TWELFTH. The decision issued by the Constitutional Branch, in our judgement, is not consistent with the security policy implemented by legislative and executive powers and leads to serious damage to the state because it means a setback in the progress made in the fight against crime and exposes the security of people and their property, leaving the State open to the possibility of expense of lawsuits by members of the National Police who have been separated pursuant to the Decree.
This is where Congress treads into reviewing the judicial behavior of the court, not its administrative actions, acting outside the Constitution and law of Honduras. 

The consistency of a decision with the security policy of a government is not a criterion for review of administration; it is a review of the judicial action.  This is pure politics and is Congress overreaching its powers and ignoring the constitution just as it did in 2009, weakening democracy even further in Honduras. 
This special [Congressional] commission in executing the mandate authorized by the National Congress supported by article 205, numbers 20 and 21 of the constitution of the Republic, recommend to this power of state that it analyze and evaluate the above events in their totality as put forth in the present report and proceed according to the criteria of this august body.
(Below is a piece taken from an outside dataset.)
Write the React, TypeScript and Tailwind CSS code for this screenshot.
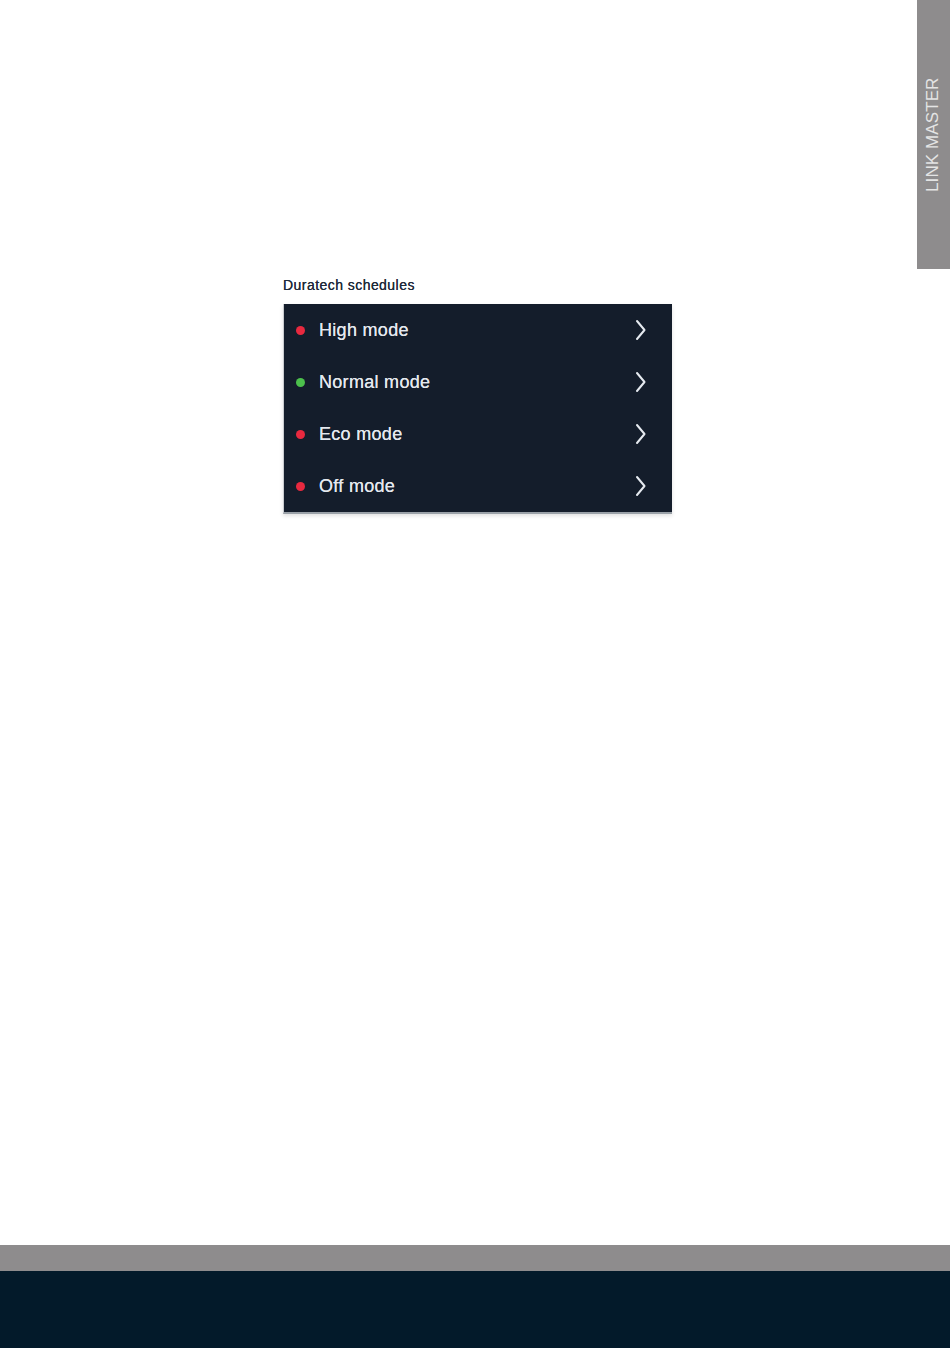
const modes = [
  { name: 'High mode', active: false },
  { name: 'Normal mode', active: true },
  { name: 'Eco mode', active: false },
  { name: 'Off mode', active: false },
];

function Chevron() {
  return (
    <svg width="12" height="22" viewBox="0 0 12 22" fill="none" className="text-[#e6eaf0]">
      <path d="M2 2 L9.5 11 L2 20" stroke="currentColor" strokeWidth="2" strokeLinecap="round" strokeLinejoin="round" />
    </svg>
  );
}

export default function App() {
  return (
    <div className="w-[950px] h-[1348px] bg-white flex flex-col font-['Liberation_Sans',Arial,sans-serif] overflow-hidden">
      <div className="flex-1 flex">
        <div className="flex-1 flex flex-col pl-[283px] pt-[277px]">
          <div className="text-[14px] leading-[17px] text-[#1f2a3a] tracking-[0.45px] [text-shadow:0_0_0.4px_#1f2a3a]">
            Duratech schedules
          </div>
          <div className="mt-[10px] w-[389px] bg-[#141d2b] border-l border-[#c9ccd0] border-b-2 border-b-[#9aa1a8] shadow-[0_2px_4px_rgba(0,0,0,0.12)]">
            {modes.map((m) => (
              <div key={m.name} className="h-[52px] flex items-center pl-[12px] pr-[25px]">
                <span
                  className={`w-[9px] h-[9px] rounded-full ${m.active ? 'bg-[#4cc04c]' : 'bg-[#e8293f]'}`}
                />
                <span className="ml-[14px] flex-1 text-[18px] leading-[22px] text-[#e4e8ee] tracking-[0.3px] [text-shadow:0_0_0.5px_#e4e8ee]">
                  {m.name}
                </span>
                <Chevron />
              </div>
            ))}
          </div>
        </div>
        <div className="w-[33px] h-[269px] bg-[#8e8c8d] flex items-center justify-center">
          <span className="block -rotate-90 whitespace-nowrap text-[17px] text-[#e4e4e4] font-light tracking-[0.1px]">
            LINK MASTER
          </span>
        </div>
      </div>
      <div className="h-[26px] bg-[#8e8c8d]" />
      <div className="h-[77px] bg-[#031a2a]" />
    </div>
  );
}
Given in the city of Tegucigalpa, municipality of the Central District, on the 12th day of the month of December of 2012.

Special Commission:
Rigoberto Chang Castillo
José Tomas Zambrano
Mario Alonso Pérez
Armando Calidonio
Marvin Ponce Sauceda
Orle Aníbal Solís

Not signing:
Olman Maldonado
Samuel Martínez
Congress did yesterday what it threatened to do in 2003 with the judiciary, and what it did do in 2009 with the executive branch: it grabbed power, damaging the rule of law and separation of powers in Honduras.

1 comment:

RNS said...

Edmundo Orellana says I am wrong and that it was naughty of the Supreme Court to rule on a law that had already expired on the day they issued their ruling, but not a firing offense.